Recommended research directions include:
- Multi-task and one-class anomaly modeling for generalization to open-set attacks,
- Multimodal fusion with lyrics, video, and symbolic score for semantic consistency (Li et al., 2024),
- Structured augmentation and adversarial training to induce feature invariance,
- Development of explainable frameworks supporting forensic and legal auditability (Xie et al., 21 Sep 2025, Afchar et al., 2024).
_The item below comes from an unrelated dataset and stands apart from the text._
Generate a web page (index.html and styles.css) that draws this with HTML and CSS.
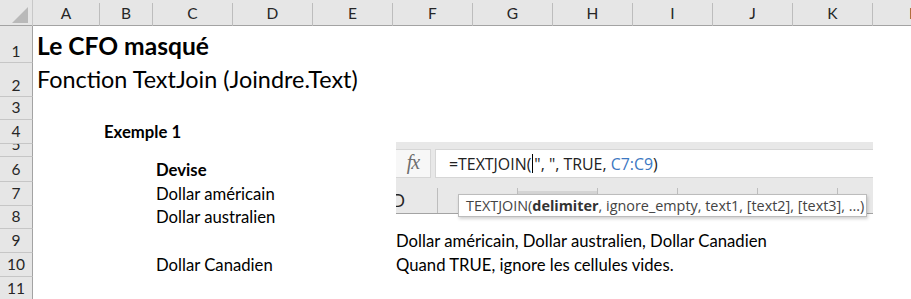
FILE: index.html
```html
<!DOCTYPE html>
<html lang="fr">
<head>
<meta charset="utf-8">
<title>Le CFO masqué</title>
<link rel="stylesheet" href="styles.css">
</head>
<body>
<div class="sheet">
  <div class="corner"><svg class="corner-tri" width="16" height="16" viewBox="0 0 16 16"><polygon points="16,0 16,16 0,16" fill="#b9b9b9"/></svg></div>
  <div class="ch">A</div>
  <div class="ch">B</div>
  <div class="ch">C</div>
  <div class="ch">D</div>
  <div class="ch">E</div>
  <div class="ch">F</div>
  <div class="ch">G</div>
  <div class="ch">H</div>
  <div class="ch">I</div>
  <div class="ch">J</div>
  <div class="ch">K</div>
  <div class="ch ch-l">L</div>

  <div class="rh tall">1</div>
  <div class="rh tall">2</div>
  <div class="rh">3</div>
  <div class="rh">4</div>
  <div class="rh">5</div>
  <div class="rh">6</div>
  <div class="rh">7</div>
  <div class="rh">8</div>
  <div class="rh">9</div>
  <div class="rh">10</div>
  <div class="rh">11</div>

  <div class="cell title a1">Le CFO masqué</div>
  <div class="cell subtitle a2">Fonction TextJoin (Joindre.Text)</div>
  <div class="cell bold b4">Exemple 1</div>
  <div class="cell bold c6">Devise</div>
  <div class="cell c7">Dollar américain</div>
  <div class="cell c8">Dollar australien</div>
  <div class="cell f9">Dollar américain, Dollar australien, Dollar Canadien</div>
  <div class="cell c10">Dollar Canadien</div>
  <div class="cell f10">Quand TRUE, ignore les cellules vides.</div>

  <div class="fbar">
    <div class="fbar-top">
      <div class="fx-box"><span class="fx">fx</span></div>
      <div class="formula">=TEXTJOIN(<span class="caret"></span>", ", TRUE, <span class="ref">C7:C9</span>)</div>
    </div>
    <div class="fbar-cols">
      <div class="mini-col mini-d"><span class="mini-d-letter">D</span></div>
      <div class="mini-col"></div>
      <div class="mini-col mini-sel"></div>
      <div class="mini-col"></div>
      <div class="mini-col"></div>
      <div class="mini-col"></div>
    </div>
  </div>
  <div class="tip">TEXTJOIN(<b>delimiter</b>, ignore_empty, text1, [text2], [text3], ...)</div>
</div>
</body>
</html>
```
FILE: styles.css
```css
html, body {
  margin: 0;
  padding: 0;
  background: #ffffff;
}

.sheet {
  position: relative;
  display: grid;
  grid-template-columns: 33px 67px 53px repeat(10, 80px);
  grid-template-rows: 26px 37px 34px 23px 24px 13px 25px 24px 23px 24px 24px 24px;
  width: 911px;
  height: 299px;
  overflow: hidden;
  font-family: Lato, "Liberation Sans", sans-serif;
  color: #000;
}

.corner {
  background: #e6e6e6;
  box-shadow: inset 0 -1px 0 #a3a3a3;
  border-right: 1px solid #c8c8c8;
  box-sizing: border-box;
  display: flex;
  align-items: flex-end;
  justify-content: flex-end;
  padding: 0 4px 3px 0;
}

.corner-tri {
  display: block;
}

.ch {
  background: #e6e6e6;
  box-sizing: border-box;
  border-right: 1px solid #c4c4c4;
  border-image: linear-gradient(to bottom, #e6e6e6 0, #e6e6e6 3px, #bdbdbd 3px, #bdbdbd 100%) 1;
  border-image-slice: 0 1 0 0;
  box-shadow: inset 0 -1px 0 #a3a3a3;
  display: flex;
  align-items: flex-end;
  justify-content: center;
  font-size: 15.5px;
  line-height: 1.2;
  padding-bottom: 3px;
  color: #262626;
}

.ch-l {
  justify-content: flex-start;
  padding-left: 36px;
}

.rh {
  grid-column: 1;
  background: #e6e6e6;
  box-sizing: border-box;
  border-right: 1px solid #a3a3a3;
  border-bottom: 1px solid #c6c6c6;
  display: flex;
  align-items: flex-end;
  justify-content: center;
  overflow: hidden;
  font-size: 15.5px;
  line-height: 1.2;
  padding-bottom: 2px;
  color: #262626;
}

.rh.tall {
  padding-bottom: 1px;
}

.cell {
  display: flex;
  align-items: flex-end;
  white-space: nowrap;
  overflow: visible;
  font-size: 16.7px;
  line-height: 1.2;
  padding: 0 0 2px 3px;
  min-width: 0;
}

.bold {
  font-weight: 700;
}

.title {
  font-size: 24.6px;
  font-weight: 700;
  padding-left: 4px;
  padding-bottom: 3px;
}

.subtitle {
  font-size: 23.4px;
  padding-left: 4px;
  padding-bottom: 4px;
}

.a1 { grid-column: 2; grid-row: 2; }
.a2 { grid-column: 2; grid-row: 3; }
.b4 { grid-column: 3; grid-row: 5; padding-left: 4px; }
.c6 { grid-column: 4; grid-row: 7; }
.c7 { grid-column: 4; grid-row: 8; }
.c8 { grid-column: 4; grid-row: 9; }
.f9 { grid-column: 7; grid-row: 10; }
.c10 { grid-column: 4; grid-row: 11; }
.f10 { grid-column: 7; grid-row: 11; }

/* Formula bar overlay (pasted screenshot) */
.fbar {
  position: absolute;
  left: 396px;
  top: 142px;
  width: 477px;
  height: 72px;
  background: #e8e8e8;
  box-sizing: border-box;
  border-bottom: 1px solid #a3a3a3;
  display: flex;
  flex-direction: column;
}

.fbar-top {
  display: flex;
  gap: 4px;
  padding-top: 7px;
  height: 29px;
}

.fx-box {
  width: 35px;
  height: 29px;
  box-sizing: border-box;
  background: #f7f7f7;
  border: 1px solid #d6d6d6;
  border-left: none;
  display: flex;
  align-items: center;
  justify-content: center;
}

.fx {
  font-family: "Liberation Serif", "DejaVu Serif", serif;
  font-style: italic;
  font-size: 20px;
  color: #6e6e6e;
  letter-spacing: -1px;
  margin-top: -2px;
}

.formula {
  flex: 1;
  height: 29px;
  box-sizing: border-box;
  background: #ffffff;
  border: 1px solid #d6d6d6;
  border-right: none;
  display: flex;
  align-items: center;
  padding-left: 13px;
  font-family: "Open Sans", "Noto Sans", sans-serif;
  font-size: 15.9px;
  color: #222;
  white-space: pre;
}

.caret {
  display: inline-block;
  width: 1px;
  height: 19px;
  background: #000;
  margin: 0 1px 0 1px;
}

.ref {
  color: #3c78c2;
}

.fbar-cols {
  display: flex;
  margin-top: 7px;
  flex: 1;
}

.mini-col {
  width: 80px;
  flex: none;
  box-sizing: border-box;
  border-right: 1px solid #bdbdbd;
  border-image: linear-gradient(to bottom, #e8e8e8 0, #e8e8e8 3px, #bdbdbd 3px, #bdbdbd 100%) 1;
  border-image-slice: 0 1 0 0;
}

.mini-d {
  width: 42px;
  font-family: Lato, sans-serif;
  font-size: 17px;
  color: #262626;
  display: flex;
  align-items: center;
  overflow: hidden;
  padding-top: 2px;
}

.mini-d-letter {
  margin-left: -4px;
}

.mini-sel {
  background: linear-gradient(to bottom, #e8e8e8 0, #e8e8e8 6px, #d4d4d4 6px, #d4d4d4 100%);
}

.tip {
  position: absolute;
  left: 458px;
  top: 194px;
  width: 409px;
  height: 23px;
  box-sizing: border-box;
  background: #ffffff;
  border: 1px solid #bcbcbc;
  box-shadow: 1px 2px 3px rgba(0, 0, 0, 0.18);
  font-family: "Open Sans", "Noto Sans", sans-serif;
  font-size: 14.4px;
  color: #444;
  padding-left: 7px;
  display: flex;
  align-items: center;
  white-space: pre;
}

.tip b {
  color: #333;
  font-weight: 700;
}
```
7. Summary Table: Representative Datasets and Methods
| Resource | Content & Split | Notable Model/Result |
|---|---|---|
| SingFake (Zang et al., 2023) | 40 singers, 58h (real+fake), 5+ langs | Speech CMs: EER >45%; retrained: EER 5–23% |
| SVDD (Ctr/Wild) (Zhang et al., 2024) | 164 singers, 14 gen. methods, wild in-the-field splits | Baselines: RawWave+GAT EER ≈10% |
| FakeMusicCaps (Sunday, 3 May 2025) | 10,746 clips, TTM platforms + human | ResNet-18: 88% accuracy, 84% F1 |
| FakeSound2 (Xie et al., 21 Sep 2025) | 6 manip types ×12 sources × >300k ex. | EAT–ResNet–LSTM: F1 97% (in-dom), 79% (OOD) |
| FIONA (Phukan et al., 2024) | 47.6h real/260.3h fake (CtrSVDD) | x-vector+MERT: SOTA EER 13.74% |
| SingGraph (Chen et al., 2024) | SingFake splits (solo, codecs, lang) | SOTA EER: 4.01% (seen), 6.30% (codecs) |
These resources collectively define the state of the art and the reference point for ongoing research in music deepfake detection.